In the 1960s, photography became accessible to all walks of life. The rigid contact print formats gave way to the Kodak 135 format, so old-style cameras kept shrinking to match. More images could be squeezed onto a roll, where the half-frame format gained popularity in the amateur market. Users now looked for the next stage, full-proof instruments, so the manufacturers stepped forwards.

Petri, a manufacturer far from rear bleachers, took the successful 7 series, squeezed it a bit, and introduced the very compact 35 E. A tiny camera, yet a full 35mm frame, complete with a light meter and a selection of shutter speeds. Then, three years later, after the elusive Color 35 D, they introduced a small camera with a long name, all caps and italics: PETRI Color 35E fully automatic (sic).

I am sure Petri didn’t realize it then, but this camera is perfect. Almost a modern-day point-and-shoot. Easy to use, easy on the eye, and easy to carry. Sold in both Germanys under Braun and Ihagee, reintroduced by Petri under Micro Compact, and revived by Cosina after Perti’s demise, there was sure something in this pretty little thing.

The camera is the epitome of good design. Borges said he tried several times to write the perfect novel and got Don Quixote each time. Same here; if you try to draw the ultimate camera, the Color 35 E will be the result.

Highlights, in no particular order:

  • Fully automatic; you only need to set the distance. For the global village, it is marked in meters, feet, and pictographs.
  • The distance settings are visible at the bottom right viewer corner. Not sure if it is by design or lack of.
  • The viewer window is tiny but clear enough, with clear parallax correction marks.
  • The lens pops out for use. In older cameras, it takes to pull out and turn to lock. Here it pulls out smoothly and locks in place. It protrudes about 10mm – 3/8″. Markings, metric and imperial, are on top of the cylinder, set against a clear line on top of the fixed barrel. Pictographs are on the side of the fixed barrel against a mark on the rotating part.
    A red screen drops inside the viewer to warn against shooting with a collapsed lens.
  • Flash guide settings, compensating for distance, are at the bottom of the protruding lens barrel. Unusual, as such settings are commonly on the flash gun. There was a dedicated ‘dumb’ gun using disposable bulbs.
  • A red screen appears in the viewer when poor light conditions, similar to the paddle on the Olympus Trip 35 and its sisters.
  • The meter activates with shutter cocking, assuming to conserve battery power. The battery information window by the viewer shows a red/blue area. A check button at the side activates a needle over the applicable color.

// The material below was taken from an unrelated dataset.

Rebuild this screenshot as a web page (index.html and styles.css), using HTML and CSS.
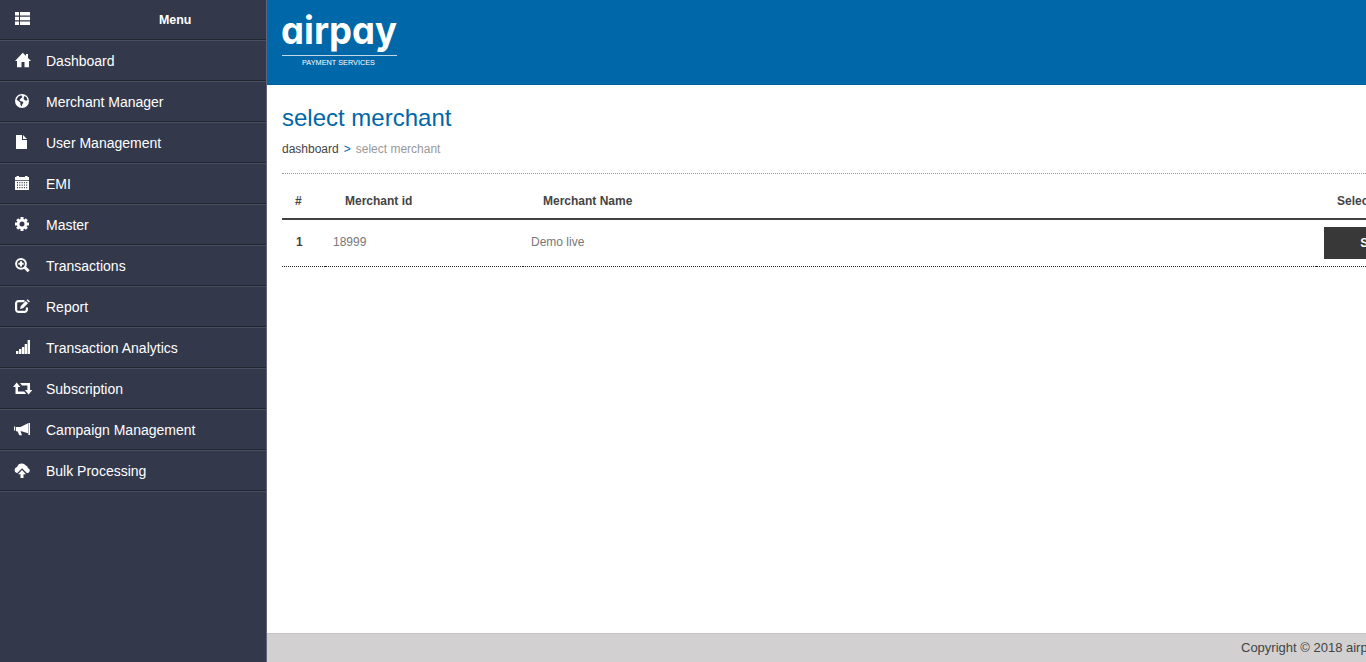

This camera is negligible for the collector, as all Petri models are. It is cheap to acquire, although not many are offered for sale, perhaps as the return will be little. It is nice to have if you are into compact viewfinders or a similar category.


List number 8998
Brand Petri
Format 35mm
Model Color 35 E
Introduced 1972
AKA Ihagee Exa 35 E
Brown Phokina Compact 35 S
Cosina Compact 35 S
Country Japan
Qty made
Initial price 80
Currency USD
Type Viewfinder
Body material Metal
Mode Auto
Weight 390 gr,  Body with lens
Class average weight 344 gr,  Body with lens
ASA range 25-500
Kit lens 2,8/40
Lens make Petri
Filter size 40.5mm
Lens mount Fixed lens
Mount size N/A
shutter Two blades scissor type
Light meter CdS
Winder Lever
Lock No
Speeds 30-200
DOF preview No
Exposure lock No
Exposure compensation No
Shoe Hot
External sync X
Sync speed 30
Timer No
Battery SR44
Battery style Button
Battery voltage 1.35
Integral flash No

1 Response

  1. I have the Petri Micro Compact, which as you say is the exact same camera but with a few cosmetic tweaks, and I agree it’s basically perfect. Petri’s seem to be perpetually condemned by comparison to others – the 35 E was unfairly compared to the original Color 35, the Color 35 was unfairly compared to the (much more expensive) Rollei 35, and even my Micro Compact routinely gets slated as a cheapened version of this camera. In reality the only significant change is that the lens collar on mine in plastic rather than metal – everything else of any importance is metal, including the entirety of the camera body, winder mechanism, and anything else that counts.

    I’ve personally owned my Micro Compact for 30 years (I bought it as ‘new old stock’) and it’s literally never put a foot wrong. The only maintenance it’s had, or needed, was new light seals a few years ago, which I did myself. In reality it’s probably more than 40 years old now, but still working perfectly and taking nice pictures – so its a shame Petri never got the recognition they deserved for this line of cameras.